When an array in JS has at least one outstanding element, it behavior changes. In my test, access by index in an uniform array is ~2.5x faster. Why it happens?

Elements kind lattice in V8

In this article, I'm mostly talking about V8 JS engine and its quirks, since it's a default for Node.js.

An array in V8 starts its life in "fast" state, i.e. behaves like an usual array. It later becomes deoptimized if V8 detects an element of different type. A deoptimized array behaves essentially as a glorified Object with numeric keys. There are four stages of deoptimization in V8, based on the element kinds in the array:

• PACKED_SMI_ELEMENTS: Array contains only small integers ("SMI" = "small integer", usually up to 32 bits)
• PACKED_DOUBLE_ELEMENTS: Only numbers (including floats)
• PACKED_ELEMENTS: Mixed types but densely packed
• HOLEY_ELEMENTS: Arrays with gaps/holes

Unfortunately, deoptimization is a one-way ticket: once an array is deoptimized, there is no going back (with a sole exception, see later). Let's check together:

const uniformArray1 = createUniformNumericArray(arraySize);
const uniformArray2 = createUniformNumericArray(arraySize);
uniformArray2.push("oops");
uniformArray2.pop();

Full test

Even though the arrays have identical content, the second one performed significantly slower.

Holey arrays

A holey array in JavaScript is an array that has one or more missing (unset) indices, creating holes. These holes are different from undefined values and occur when elements are omitted or deleted.

In the context of optimization/deoptimization, they are a bit tricky. Sometimes V8 _somehow_ still optimizes them (or decides not to deoptimize them in the first place).

const uniformArray1 = createUniformNumericArray(arraySize)
const uniformArray2 = [...uniformArray1];
delete uniformArray2[10];

To my great surprise, uniformArray2 access is not slower!

Currently (June '25) I'm aware of one single case when an array can be optimized again. It could happen with Array.prototype.fill (link), but it's not used in my example, so I'm not sure what it the reason for this behavior.

String arrays

String array performance looks pretty bleak: they start as `PACKED_ELEMENTS` by default. In the following test, an array of strings performs even worse than a mixed-values array, because V8 still tries to optimize the latter, but bails on of the former. In my test, uniform string array access is ~1.5x slower than the mixed one. Explicitly marking the string as constant doesn't change anything.

It's interesting how V8's heuristics can lead to unexpected performance effects. The fact that "trying and partially failing" can be faster than "not trying at all" is an example of the complexity hidden beneath JavaScript's simple syntax.

What about other operations?

I didn't do extensive testing for all possible cases.
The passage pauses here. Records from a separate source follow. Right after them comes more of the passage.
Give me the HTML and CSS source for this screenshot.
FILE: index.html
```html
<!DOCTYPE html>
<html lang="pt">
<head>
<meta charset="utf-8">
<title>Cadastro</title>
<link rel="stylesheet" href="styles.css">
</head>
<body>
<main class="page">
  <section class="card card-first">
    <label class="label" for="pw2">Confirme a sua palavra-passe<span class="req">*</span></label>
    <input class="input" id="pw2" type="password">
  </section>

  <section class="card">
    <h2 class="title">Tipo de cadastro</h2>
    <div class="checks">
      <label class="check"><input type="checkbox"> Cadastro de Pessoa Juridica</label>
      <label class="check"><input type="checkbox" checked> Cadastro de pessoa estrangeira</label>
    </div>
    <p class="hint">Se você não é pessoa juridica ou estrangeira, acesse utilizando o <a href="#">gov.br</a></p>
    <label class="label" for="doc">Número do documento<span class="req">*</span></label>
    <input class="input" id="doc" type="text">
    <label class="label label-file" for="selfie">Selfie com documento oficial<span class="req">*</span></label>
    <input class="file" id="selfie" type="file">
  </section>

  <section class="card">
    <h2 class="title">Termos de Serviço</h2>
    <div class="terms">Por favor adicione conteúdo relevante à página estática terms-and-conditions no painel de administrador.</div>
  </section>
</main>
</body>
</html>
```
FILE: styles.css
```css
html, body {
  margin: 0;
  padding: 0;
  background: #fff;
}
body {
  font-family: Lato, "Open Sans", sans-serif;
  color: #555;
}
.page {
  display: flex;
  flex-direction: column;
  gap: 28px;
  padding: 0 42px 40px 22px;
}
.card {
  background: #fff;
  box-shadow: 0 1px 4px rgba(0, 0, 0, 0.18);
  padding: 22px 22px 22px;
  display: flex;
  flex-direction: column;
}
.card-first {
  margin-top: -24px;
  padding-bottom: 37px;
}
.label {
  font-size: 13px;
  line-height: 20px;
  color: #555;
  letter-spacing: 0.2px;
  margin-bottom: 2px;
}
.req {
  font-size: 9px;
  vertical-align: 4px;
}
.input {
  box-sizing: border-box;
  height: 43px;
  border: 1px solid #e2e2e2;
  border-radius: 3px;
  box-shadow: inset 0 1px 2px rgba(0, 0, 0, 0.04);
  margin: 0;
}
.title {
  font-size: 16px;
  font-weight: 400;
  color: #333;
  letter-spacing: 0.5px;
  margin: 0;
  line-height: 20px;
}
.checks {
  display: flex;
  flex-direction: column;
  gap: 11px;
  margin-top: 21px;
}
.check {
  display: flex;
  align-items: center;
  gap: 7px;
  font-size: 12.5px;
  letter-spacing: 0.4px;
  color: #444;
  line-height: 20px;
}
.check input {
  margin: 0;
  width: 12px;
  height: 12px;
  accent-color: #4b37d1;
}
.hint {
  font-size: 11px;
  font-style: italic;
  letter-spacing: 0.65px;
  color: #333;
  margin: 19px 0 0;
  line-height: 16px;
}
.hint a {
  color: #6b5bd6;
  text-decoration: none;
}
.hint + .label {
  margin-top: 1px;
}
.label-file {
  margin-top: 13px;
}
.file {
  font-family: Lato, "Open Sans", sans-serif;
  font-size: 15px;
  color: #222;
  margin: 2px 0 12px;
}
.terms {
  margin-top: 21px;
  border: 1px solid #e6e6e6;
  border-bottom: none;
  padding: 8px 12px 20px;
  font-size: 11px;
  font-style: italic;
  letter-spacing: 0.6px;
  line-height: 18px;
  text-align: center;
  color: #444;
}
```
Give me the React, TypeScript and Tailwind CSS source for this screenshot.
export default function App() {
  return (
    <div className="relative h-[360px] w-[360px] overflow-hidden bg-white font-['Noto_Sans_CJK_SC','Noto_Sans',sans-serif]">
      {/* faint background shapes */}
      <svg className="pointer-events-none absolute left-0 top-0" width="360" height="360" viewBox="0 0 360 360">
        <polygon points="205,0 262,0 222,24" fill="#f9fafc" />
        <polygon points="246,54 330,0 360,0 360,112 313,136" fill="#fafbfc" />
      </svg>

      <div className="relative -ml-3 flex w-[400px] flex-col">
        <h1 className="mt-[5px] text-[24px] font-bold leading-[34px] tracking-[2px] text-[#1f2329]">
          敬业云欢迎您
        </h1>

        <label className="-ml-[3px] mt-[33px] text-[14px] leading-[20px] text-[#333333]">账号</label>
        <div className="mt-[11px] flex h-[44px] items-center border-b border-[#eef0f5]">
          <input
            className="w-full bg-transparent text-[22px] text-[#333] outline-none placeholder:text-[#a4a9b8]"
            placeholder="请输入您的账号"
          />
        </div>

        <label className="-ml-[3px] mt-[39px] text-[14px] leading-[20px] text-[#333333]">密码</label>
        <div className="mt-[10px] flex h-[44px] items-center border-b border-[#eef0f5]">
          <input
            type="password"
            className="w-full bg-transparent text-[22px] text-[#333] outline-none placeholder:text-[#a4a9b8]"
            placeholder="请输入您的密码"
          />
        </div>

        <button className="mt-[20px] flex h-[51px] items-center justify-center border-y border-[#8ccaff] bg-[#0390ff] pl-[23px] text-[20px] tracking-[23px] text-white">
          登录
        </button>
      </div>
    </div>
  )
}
I have another interesting find though: search operation works faster for mixed arrays. In my test on a 10M-sized array, search in a mixed array was roughly 20% faster. It looks counter-intuitive, but actually makes sense, since the mixed array is, as mentioned before, basically an Object, and Object is basically a hash map with constant search time. I wonder how expensive the conversion from a plain array to a hash map is, since hash generation isn't free.

Practical implications

Surprisingly, not as many as it looks! Access, even for deoptimized arrays, is very fast (like, nanoseconds fast), so it's hardly a real bottleneck, as long as you're not working with huge arrays (millions of elements).

There are certain niches when it still can be important, such as binary file handling, WebGL, Web Audio API or text encoding/decoding. All of them are relatively recent additions (relatively to the JS age).
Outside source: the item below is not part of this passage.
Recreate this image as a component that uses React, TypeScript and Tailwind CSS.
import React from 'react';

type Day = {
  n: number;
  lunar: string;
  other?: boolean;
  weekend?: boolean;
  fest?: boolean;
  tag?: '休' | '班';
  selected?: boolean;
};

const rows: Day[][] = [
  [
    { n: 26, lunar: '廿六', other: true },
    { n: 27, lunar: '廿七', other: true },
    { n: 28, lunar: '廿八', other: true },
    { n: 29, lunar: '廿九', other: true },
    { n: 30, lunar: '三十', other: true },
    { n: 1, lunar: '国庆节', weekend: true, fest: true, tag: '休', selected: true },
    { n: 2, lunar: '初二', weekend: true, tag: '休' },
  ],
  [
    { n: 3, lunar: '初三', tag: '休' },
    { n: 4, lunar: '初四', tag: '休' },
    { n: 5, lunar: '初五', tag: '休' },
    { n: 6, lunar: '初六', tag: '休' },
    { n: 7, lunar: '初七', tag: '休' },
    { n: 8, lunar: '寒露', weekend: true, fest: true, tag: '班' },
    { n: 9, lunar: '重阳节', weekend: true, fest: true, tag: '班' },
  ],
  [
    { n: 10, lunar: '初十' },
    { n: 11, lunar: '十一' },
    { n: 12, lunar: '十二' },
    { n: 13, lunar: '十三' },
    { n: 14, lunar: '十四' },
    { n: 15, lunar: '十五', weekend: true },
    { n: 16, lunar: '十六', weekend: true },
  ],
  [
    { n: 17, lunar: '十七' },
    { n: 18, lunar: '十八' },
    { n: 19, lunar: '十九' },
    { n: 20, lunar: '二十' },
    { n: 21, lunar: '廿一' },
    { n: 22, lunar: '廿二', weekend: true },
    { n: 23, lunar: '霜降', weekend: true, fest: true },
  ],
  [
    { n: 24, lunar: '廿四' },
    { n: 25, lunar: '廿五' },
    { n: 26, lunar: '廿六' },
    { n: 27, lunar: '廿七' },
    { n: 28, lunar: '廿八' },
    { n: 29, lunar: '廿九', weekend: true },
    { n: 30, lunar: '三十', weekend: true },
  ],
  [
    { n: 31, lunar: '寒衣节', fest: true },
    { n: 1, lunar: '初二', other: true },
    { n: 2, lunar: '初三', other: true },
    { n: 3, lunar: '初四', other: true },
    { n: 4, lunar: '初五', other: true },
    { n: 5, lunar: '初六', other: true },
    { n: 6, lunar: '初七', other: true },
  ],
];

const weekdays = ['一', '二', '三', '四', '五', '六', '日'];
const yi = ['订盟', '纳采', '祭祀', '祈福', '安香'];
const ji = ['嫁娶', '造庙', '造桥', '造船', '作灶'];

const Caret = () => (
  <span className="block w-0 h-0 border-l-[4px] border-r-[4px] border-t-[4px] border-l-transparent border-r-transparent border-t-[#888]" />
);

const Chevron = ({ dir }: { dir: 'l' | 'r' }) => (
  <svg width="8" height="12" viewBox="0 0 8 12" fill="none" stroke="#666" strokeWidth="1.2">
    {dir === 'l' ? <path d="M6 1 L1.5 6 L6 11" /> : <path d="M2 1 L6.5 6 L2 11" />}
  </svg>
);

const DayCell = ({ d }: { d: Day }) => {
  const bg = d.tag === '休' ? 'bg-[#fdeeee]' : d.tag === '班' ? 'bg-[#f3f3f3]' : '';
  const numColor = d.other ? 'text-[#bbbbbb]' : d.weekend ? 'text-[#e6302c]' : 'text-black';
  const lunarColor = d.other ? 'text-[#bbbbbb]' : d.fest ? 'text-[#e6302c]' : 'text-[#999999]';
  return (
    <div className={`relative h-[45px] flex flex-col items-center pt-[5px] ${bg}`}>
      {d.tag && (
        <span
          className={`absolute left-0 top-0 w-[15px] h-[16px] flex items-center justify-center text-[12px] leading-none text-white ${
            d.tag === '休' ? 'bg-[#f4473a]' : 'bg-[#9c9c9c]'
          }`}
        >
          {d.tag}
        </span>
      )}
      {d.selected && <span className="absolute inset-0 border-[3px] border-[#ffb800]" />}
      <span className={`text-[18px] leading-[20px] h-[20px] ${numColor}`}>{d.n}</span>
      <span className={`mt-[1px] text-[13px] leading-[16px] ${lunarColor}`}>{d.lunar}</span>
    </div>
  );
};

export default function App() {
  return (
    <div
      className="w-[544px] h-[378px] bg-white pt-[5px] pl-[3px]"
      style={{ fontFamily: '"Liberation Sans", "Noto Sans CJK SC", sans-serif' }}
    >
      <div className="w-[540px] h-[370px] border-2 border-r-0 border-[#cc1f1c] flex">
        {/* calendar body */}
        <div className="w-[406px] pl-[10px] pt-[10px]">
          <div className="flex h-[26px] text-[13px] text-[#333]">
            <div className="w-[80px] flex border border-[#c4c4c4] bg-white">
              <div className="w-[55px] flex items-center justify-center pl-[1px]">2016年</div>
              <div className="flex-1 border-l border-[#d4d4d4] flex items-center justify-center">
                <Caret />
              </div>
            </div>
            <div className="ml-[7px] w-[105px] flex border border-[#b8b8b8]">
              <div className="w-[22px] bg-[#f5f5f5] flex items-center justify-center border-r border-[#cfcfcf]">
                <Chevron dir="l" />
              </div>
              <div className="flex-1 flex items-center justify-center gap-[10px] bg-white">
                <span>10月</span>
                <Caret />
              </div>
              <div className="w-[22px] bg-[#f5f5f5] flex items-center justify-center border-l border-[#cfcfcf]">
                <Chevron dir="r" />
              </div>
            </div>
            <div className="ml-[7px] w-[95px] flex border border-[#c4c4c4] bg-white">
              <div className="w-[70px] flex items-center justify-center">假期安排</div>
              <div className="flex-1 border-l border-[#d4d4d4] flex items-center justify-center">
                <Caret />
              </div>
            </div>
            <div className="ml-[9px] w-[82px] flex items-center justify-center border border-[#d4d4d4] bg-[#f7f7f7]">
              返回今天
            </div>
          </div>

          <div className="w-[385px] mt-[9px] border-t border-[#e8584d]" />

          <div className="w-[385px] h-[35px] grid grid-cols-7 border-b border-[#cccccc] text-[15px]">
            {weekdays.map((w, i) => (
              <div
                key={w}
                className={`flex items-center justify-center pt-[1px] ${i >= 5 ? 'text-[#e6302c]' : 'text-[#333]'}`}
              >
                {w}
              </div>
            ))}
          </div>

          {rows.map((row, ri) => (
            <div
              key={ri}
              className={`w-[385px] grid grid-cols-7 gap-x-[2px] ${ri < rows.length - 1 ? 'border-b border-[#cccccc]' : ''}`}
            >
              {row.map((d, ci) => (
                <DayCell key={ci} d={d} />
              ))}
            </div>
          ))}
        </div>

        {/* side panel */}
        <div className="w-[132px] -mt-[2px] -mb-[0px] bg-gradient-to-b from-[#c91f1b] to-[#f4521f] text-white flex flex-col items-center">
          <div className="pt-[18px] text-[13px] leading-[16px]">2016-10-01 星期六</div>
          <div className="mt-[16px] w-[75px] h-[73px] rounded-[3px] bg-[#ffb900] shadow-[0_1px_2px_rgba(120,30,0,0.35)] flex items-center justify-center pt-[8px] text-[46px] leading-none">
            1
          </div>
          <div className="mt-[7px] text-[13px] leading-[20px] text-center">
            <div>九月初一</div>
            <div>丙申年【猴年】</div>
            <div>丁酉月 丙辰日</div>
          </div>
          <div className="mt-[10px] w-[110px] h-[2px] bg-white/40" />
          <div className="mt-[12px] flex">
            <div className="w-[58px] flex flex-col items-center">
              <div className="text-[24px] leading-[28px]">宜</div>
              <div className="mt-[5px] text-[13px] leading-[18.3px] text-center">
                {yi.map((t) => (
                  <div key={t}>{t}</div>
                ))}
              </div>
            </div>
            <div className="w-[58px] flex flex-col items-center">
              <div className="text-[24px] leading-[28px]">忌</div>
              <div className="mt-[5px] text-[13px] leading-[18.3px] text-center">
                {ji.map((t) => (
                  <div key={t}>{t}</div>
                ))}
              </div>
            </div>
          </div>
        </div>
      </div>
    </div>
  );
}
It seems that ECMAScript people are well aware of JS arrays weirdness, since we have TypedArrays for quite some time:

const arr = new Uint8Array([1, 2, 3]);

Here, Uint8Array enforces a fixed 8-bit integer type, preventing the type-mixing that triggers V8’s deoptimization. This guarantees consistent performance, as V8 doesn’t need to navigate the elements kind lattice. As an added bonus, TypedArrays allow working with smaller allocations, like 8 bits in this example, compared to default 64 bits of JS Number. Also, signed/unsigned numbers.
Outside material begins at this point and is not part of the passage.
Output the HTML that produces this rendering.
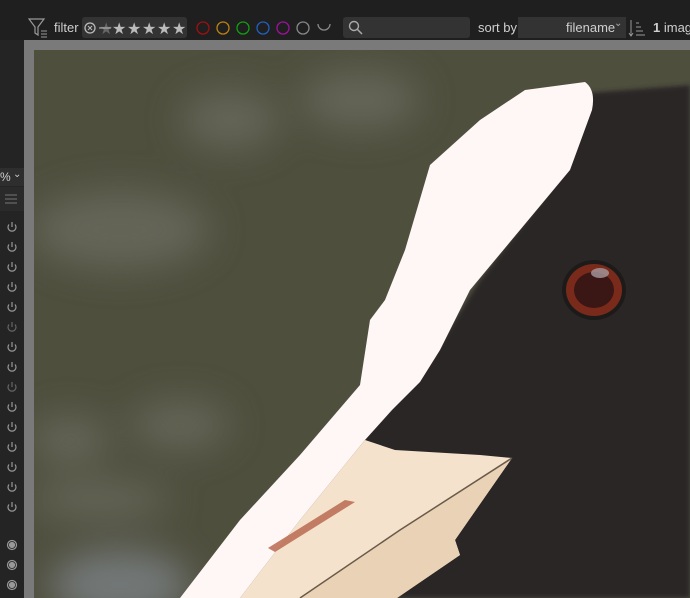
<!DOCTYPE html><html><head><style>
body{margin:0;width:690px;height:598px;overflow:hidden;background:#202020;font-family:"Liberation Sans",sans-serif;position:relative}
.a{position:absolute}
.t{color:#cfcfcf;font-size:13px}
</style></head><body>
<div class="a" style="left:0;top:0;width:690px;height:40px;background:#1f1f1f"></div>
<svg class="a" style="top:17px;left:28px" width="20" height="22" viewBox="0 0 20 22"><path d="M1 2H16L10 10V18L7 16V10Z" fill="none" stroke="#999" stroke-width="1.2"/><path d="M13 14H19M13 17H19M13 20H19" stroke="#999"/></svg>
<div class="a t" style="left:54px;top:20px">filter</div>
<div class="a" style="left:82px;top:17px;width:105px;height:21px;background:#333;border-radius:3px"></div>
<svg class="a" style="left:83px;top:18px" width="104" height="20"><circle cx="7" cy="10" r="5" fill="none" stroke="#bbb" stroke-width="1.3"/><path d="M5 8l4 4M9 8l-4 4" stroke="#bbb"/>
<g fill="#bbb"><text x="16" y="16" font-size="16" fill="#666">★</text><line x1="16" y1="10" x2="28" y2="10" stroke="#bbb"/><text x="29" y="16" font-size="16">★</text><text x="44" y="16" font-size="16">★</text><text x="59" y="16" font-size="16">★</text><text x="74" y="16" font-size="16">★</text><text x="89" y="16" font-size="16">★</text></g></svg>
<svg class="a" style="left:195px;top:19px" width="140" height="18" fill="none" stroke-width="1.3"><circle cx="8" cy="9" r="6" stroke="#a01010"/><circle cx="28" cy="9" r="6" stroke="#c08010"/><circle cx="48" cy="9" r="6" stroke="#10a010"/><circle cx="68" cy="9" r="6" stroke="#2060c0"/><circle cx="88" cy="9" r="6" stroke="#a010a0"/><circle cx="108" cy="9" r="6" stroke="#888"/><path d="M123 5a6 6 0 0 0 12 0" stroke="#888"/></svg>
<div class="a" style="left:343px;top:17px;width:127px;height:21px;background:#333;border-radius:3px"></div>
<svg class="a" style="left:348px;top:20px" width="16" height="16"><circle cx="6" cy="6" r="4.5" fill="none" stroke="#aaa" stroke-width="1.4"/><path d="M9.5 9.5L14 14" stroke="#aaa" stroke-width="1.5"/></svg>
<div class="a t" style="left:478px;top:20px">sort by</div>
<div class="a" style="left:518px;top:17px;width:108px;height:21px;background:#333"></div>
<div class="a t" style="left:566px;top:20px">filename</div>
<div class="a" style="left:614px;top:18px;color:#aaa;font-size:10px">⌄</div>
<svg class="a" style="left:628px;top:18px" width="18" height="20" stroke="#999"><path d="M3 2V18M1 15l2 3 2-3M8 5h3M8 9h5M8 13h7M8 17h9"/></svg>
<div class="a t" style="left:653px;top:20px;white-space:nowrap"><b>1</b> imag</div>
<div class="a" style="left:0;top:40px;width:24px;height:558px;background:#242424"></div>
<div class="a" style="left:0;top:168px;width:24px;height:18px;background:#2e2e2e"></div>
<div class="a t" style="left:0;top:170px;font-size:12px">%</div><div class="a" style="left:13px;top:169px;color:#ccc;font-size:10px">⌄</div>
<div class="a" style="left:0;top:187px;width:24px;height:24px;background:#2a2a2a"></div>
<svg class="a" style="left:5px;top:193px" width="12" height="12" stroke="#777"><path d="M0 2h12M0 6h12M0 10h12"/></svg>
<svg class="a" style="left:4px;top:218px" width="16" height="380" fill="none" stroke="#999" stroke-width="1.2">
<g id="p"><path d="M5 6.5a4 4 0 1 0 6 0M8 4v5"/></g>
<use href="#p" y="20"/><use href="#p" y="40"/><use href="#p" y="60"/><use href="#p" y="80"/><use href="#p" y="100" stroke="#666"/><use href="#p" y="120"/><use href="#p" y="140"/><use href="#p" y="160" stroke="#666"/><use href="#p" y="180"/><use href="#p" y="200"/><use href="#p" y="220"/><use href="#p" y="240"/><use href="#p" y="260"/><use href="#p" y="280"/>
<circle cx="8" cy="327" r="4.5"/><circle cx="8" cy="327" r="2.5" fill="#999"/><circle cx="8" cy="347" r="4.5"/><circle cx="8" cy="347" r="2.5" fill="#999"/><circle cx="8" cy="367" r="4.5"/><circle cx="8" cy="367" r="2.5" fill="#999"/></svg>
<div class="a" style="left:24px;top:40px;width:666px;height:558px;background:#7a7a7a"></div>
<svg class="a" style="left:34px;top:50px" width="656" height="548" viewBox="34 50 656 548">
<defs><filter id="b"><feGaussianBlur stdDeviation="18"/></filter><filter id="s"><feGaussianBlur stdDeviation="2"/></filter></defs>
<rect x="34" y="50" width="656" height="548" fill="#4f4f3e"/>
<g filter="url(#b)" fill="#6c6c60" opacity=".75"><ellipse cx="230" cy="120" rx="50" ry="30"/><ellipse cx="360" cy="100" rx="60" ry="30"/><ellipse cx="120" cy="230" rx="90" ry="40"/><ellipse cx="70" cy="440" rx="40" ry="25"/><ellipse cx="180" cy="425" rx="50" ry="25"/><ellipse cx="100" cy="500" rx="70" ry="20"/><ellipse cx="120" cy="585" rx="70" ry="35" fill="#80868c"/></g>
<path filter="url(#s)" d="M560 95 L690 85 L690 598 L300 598 L360 440 L430 360 L480 280 L545 195 Z" fill="#2a2826"/>
<path d="M525 90 L585 82 Q596 90 592 110 L570 170 L520 230 L470 290 L440 350 L420 382 L392 410 L365 440 L300 520 L240 598 L180 598 L240 520 L300 455 L360 385 L370 320 L385 300 L405 250 L430 165 L480 120 Z" fill="#fff6f6"/>
<path d="M365 440 L395 450 L480 455 L512 458 L455 540 L460 555 L397 598 L240 598 L300 520 Z" fill="#f4e2cc"/>
<path d="M512 458 L455 540 L460 555 L397 598 L300 598 L400 530 Z" fill="#ead2b6"/>
<path d="M268 548 L345 500 L355 502 L275 552 Z" fill="#b86a50" opacity=".85"/>
<path d="M300 598 L400 530 L512 458" stroke="#6a5a4a" stroke-width="1.5" fill="none"/>
<ellipse cx="594" cy="290" rx="32" ry="30" fill="#1d1b1a"/>
<ellipse cx="594" cy="290" rx="28" ry="26" fill="#7a2a1a"/>
<ellipse cx="594" cy="290" rx="20" ry="18" fill="#3a1614"/>
<ellipse cx="600" cy="273" rx="9" ry="5" fill="#a79aa0" opacity=".8"/>
</svg>
</body></html>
TypedArrays behaves pretty much the same as "normal" arrays, and just like "normal" arrays, they have fixed length and predictable Big O. Ironically, they are not considered "real" arrays by JS:

const arr = new Uint8Array(10);
console.log(Array.isArray(arr)); // false

Consequently, they lack lots of regular JS arrays convenience methods, such as push/pop/shift/unshift. For regular app-level business logic, using TypedArrays is generally an overkill, but they are useful in some niche areas mentioned above.

Conclusion

...what a mess. And this is just lookup by index, the simplest array operation. Brendan Eich said he created the first version of JS in 10 sleepless nights, and somehow I have no doubts about that.